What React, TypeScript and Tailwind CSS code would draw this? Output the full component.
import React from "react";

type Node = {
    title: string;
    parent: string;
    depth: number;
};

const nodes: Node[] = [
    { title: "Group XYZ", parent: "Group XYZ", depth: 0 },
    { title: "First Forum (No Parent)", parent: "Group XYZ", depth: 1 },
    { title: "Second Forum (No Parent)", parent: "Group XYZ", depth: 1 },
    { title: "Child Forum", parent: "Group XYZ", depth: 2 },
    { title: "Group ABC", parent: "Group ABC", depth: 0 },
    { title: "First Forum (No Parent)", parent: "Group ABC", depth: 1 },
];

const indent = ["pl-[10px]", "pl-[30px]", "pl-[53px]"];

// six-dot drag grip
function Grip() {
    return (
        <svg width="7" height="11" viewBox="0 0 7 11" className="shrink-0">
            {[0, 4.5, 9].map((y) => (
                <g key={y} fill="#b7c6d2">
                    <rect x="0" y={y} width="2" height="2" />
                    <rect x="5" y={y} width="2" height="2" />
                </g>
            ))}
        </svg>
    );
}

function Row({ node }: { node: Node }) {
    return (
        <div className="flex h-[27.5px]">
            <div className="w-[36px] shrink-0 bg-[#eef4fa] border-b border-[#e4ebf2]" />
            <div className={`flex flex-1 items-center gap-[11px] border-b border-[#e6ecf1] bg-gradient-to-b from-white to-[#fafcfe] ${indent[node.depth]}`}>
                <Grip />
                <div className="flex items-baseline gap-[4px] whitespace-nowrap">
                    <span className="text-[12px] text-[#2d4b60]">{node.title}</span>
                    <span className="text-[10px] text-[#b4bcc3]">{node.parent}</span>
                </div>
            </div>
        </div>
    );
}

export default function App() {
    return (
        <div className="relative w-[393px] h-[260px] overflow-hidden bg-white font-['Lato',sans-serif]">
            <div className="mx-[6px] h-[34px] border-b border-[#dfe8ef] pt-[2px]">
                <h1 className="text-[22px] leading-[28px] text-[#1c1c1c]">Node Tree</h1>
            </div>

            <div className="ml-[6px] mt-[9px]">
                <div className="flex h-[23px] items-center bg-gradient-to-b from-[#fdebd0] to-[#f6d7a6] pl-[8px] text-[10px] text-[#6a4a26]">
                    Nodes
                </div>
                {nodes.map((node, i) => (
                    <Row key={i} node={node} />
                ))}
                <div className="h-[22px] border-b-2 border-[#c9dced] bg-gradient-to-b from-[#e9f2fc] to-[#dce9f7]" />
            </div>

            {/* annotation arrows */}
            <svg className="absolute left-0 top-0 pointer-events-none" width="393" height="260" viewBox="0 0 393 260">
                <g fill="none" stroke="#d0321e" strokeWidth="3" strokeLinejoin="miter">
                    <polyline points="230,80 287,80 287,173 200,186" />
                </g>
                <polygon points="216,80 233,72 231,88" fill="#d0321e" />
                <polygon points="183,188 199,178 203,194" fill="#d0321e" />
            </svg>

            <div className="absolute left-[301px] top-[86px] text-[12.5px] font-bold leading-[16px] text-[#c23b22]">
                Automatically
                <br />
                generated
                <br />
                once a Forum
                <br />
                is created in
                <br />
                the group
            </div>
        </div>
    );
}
---
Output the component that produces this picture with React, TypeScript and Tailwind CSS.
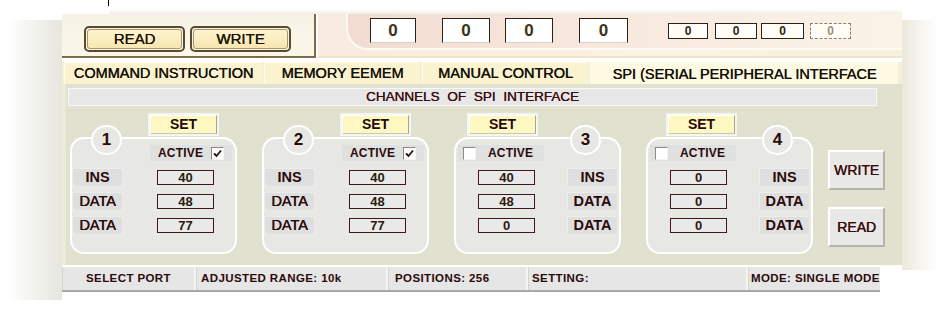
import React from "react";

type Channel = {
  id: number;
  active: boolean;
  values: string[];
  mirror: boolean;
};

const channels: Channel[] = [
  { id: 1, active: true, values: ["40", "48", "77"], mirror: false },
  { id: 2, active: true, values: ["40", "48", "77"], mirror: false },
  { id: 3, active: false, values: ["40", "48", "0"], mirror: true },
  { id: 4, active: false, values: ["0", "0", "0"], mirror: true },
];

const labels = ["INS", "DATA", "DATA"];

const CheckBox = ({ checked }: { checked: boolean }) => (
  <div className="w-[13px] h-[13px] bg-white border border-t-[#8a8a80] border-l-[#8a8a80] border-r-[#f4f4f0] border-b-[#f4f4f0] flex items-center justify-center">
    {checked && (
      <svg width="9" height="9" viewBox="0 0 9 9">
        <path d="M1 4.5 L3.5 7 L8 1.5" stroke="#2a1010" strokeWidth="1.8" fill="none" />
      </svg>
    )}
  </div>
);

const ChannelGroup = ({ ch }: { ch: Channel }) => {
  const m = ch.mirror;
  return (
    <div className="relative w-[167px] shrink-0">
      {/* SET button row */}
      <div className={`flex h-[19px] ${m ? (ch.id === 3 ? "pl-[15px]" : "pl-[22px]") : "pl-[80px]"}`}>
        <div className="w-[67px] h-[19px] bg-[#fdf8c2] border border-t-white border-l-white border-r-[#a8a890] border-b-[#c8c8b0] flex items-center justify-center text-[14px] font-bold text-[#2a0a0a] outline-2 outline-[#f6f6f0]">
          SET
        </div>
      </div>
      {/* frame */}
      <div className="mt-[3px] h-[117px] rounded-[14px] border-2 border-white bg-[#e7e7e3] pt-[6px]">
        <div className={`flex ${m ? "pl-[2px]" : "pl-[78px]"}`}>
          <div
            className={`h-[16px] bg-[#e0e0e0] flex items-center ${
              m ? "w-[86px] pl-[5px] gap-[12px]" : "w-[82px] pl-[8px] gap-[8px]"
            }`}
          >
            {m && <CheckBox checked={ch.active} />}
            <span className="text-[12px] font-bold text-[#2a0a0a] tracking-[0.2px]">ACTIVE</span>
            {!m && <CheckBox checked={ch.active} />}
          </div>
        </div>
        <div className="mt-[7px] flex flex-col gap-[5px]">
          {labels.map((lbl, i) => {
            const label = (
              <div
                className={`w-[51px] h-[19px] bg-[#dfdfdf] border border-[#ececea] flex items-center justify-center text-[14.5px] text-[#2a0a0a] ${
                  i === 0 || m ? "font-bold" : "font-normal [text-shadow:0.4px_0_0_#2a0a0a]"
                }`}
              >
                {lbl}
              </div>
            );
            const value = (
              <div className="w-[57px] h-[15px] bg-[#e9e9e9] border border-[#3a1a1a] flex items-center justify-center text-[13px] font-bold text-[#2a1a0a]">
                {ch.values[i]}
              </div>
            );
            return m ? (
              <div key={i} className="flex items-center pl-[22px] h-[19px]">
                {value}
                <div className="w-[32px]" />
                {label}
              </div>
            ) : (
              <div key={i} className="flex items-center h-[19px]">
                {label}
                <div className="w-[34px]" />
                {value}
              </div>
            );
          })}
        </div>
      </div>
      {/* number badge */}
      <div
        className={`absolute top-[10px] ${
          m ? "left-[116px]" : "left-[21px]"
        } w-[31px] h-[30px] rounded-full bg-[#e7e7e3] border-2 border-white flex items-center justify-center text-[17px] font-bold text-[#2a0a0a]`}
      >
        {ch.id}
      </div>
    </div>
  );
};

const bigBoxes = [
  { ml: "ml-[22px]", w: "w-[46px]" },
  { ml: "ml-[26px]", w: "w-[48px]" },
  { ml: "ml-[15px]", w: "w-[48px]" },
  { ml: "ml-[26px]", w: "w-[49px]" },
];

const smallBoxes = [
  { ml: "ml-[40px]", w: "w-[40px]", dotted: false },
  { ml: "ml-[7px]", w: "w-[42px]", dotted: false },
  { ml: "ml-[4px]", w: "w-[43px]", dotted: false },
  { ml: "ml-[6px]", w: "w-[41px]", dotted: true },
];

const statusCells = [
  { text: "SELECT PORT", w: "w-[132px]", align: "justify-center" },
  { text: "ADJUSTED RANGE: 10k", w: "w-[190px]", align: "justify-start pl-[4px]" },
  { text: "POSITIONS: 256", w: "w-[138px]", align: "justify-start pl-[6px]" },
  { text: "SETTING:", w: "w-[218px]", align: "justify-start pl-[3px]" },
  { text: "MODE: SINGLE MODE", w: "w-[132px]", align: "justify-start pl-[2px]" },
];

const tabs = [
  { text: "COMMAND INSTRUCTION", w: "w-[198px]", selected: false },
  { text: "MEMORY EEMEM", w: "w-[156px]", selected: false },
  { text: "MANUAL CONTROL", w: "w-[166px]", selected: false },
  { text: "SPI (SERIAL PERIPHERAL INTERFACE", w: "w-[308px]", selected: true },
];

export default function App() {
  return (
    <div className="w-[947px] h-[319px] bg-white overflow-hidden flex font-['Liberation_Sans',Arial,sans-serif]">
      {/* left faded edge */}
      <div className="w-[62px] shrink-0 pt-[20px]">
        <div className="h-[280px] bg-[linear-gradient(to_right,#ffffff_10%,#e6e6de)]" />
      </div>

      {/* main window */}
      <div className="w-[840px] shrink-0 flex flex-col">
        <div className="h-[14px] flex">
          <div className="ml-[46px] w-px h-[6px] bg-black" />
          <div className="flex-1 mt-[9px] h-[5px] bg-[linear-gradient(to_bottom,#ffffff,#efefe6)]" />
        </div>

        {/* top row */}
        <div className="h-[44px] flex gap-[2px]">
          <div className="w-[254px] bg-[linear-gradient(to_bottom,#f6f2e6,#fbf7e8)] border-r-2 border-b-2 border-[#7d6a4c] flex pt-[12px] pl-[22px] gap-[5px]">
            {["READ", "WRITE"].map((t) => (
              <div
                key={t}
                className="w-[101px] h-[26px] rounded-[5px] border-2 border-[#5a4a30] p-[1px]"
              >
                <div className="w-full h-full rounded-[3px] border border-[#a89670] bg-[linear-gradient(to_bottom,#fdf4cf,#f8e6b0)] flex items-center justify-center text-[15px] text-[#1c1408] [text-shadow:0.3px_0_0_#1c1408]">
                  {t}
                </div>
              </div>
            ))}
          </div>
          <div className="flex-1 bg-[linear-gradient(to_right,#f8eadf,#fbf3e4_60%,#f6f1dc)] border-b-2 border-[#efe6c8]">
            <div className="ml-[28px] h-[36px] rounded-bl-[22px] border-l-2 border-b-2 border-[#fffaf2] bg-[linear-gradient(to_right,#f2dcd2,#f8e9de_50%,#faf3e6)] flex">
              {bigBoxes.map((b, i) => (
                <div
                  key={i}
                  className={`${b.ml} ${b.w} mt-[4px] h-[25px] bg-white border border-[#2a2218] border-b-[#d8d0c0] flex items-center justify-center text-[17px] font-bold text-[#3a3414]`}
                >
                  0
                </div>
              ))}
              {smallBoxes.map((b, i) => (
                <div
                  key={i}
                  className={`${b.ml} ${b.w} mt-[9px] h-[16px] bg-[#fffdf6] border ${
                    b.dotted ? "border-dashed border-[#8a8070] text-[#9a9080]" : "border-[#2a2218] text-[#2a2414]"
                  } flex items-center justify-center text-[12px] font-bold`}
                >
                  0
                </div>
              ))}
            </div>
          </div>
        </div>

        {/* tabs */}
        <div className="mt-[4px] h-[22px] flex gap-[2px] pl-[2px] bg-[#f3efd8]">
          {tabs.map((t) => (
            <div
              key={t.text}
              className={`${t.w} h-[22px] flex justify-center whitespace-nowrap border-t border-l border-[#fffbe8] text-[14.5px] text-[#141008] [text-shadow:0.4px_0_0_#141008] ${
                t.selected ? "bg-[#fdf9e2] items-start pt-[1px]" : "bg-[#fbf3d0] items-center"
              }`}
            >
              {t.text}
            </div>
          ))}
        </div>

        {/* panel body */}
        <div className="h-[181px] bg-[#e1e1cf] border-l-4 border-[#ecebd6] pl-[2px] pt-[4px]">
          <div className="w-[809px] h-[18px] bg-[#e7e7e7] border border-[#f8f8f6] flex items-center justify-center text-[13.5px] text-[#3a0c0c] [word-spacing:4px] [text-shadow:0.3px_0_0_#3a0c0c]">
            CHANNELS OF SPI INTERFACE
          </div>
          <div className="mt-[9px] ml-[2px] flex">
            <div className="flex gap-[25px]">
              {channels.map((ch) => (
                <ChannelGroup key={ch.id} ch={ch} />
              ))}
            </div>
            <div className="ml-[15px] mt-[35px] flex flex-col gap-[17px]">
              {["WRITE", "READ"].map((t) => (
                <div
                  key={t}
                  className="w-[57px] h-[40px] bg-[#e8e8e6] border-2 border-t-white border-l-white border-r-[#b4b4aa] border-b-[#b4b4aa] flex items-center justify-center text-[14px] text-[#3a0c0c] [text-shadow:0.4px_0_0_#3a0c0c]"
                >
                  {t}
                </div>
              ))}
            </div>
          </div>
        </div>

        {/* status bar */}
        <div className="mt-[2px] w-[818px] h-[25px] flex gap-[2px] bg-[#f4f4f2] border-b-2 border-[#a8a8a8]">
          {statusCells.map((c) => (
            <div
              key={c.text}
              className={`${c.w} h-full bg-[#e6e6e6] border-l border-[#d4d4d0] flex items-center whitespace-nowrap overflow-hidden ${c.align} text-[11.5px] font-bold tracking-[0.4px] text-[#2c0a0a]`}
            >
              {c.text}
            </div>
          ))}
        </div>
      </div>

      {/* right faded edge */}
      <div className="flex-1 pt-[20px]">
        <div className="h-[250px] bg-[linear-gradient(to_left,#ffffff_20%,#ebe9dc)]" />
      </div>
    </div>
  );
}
...
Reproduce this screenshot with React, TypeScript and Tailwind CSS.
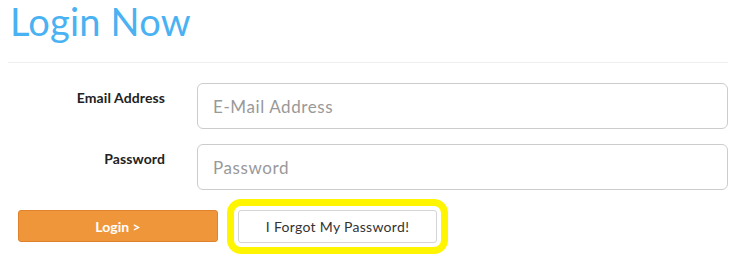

*STATED GOAL*: Using the records given above, list every line that includes the word "with".

*RESULT*:
Output the component that produces this picture with React, TypeScript and Tailwind CSS.
Reproduce this screenshot with React, TypeScript and Tailwind CSS.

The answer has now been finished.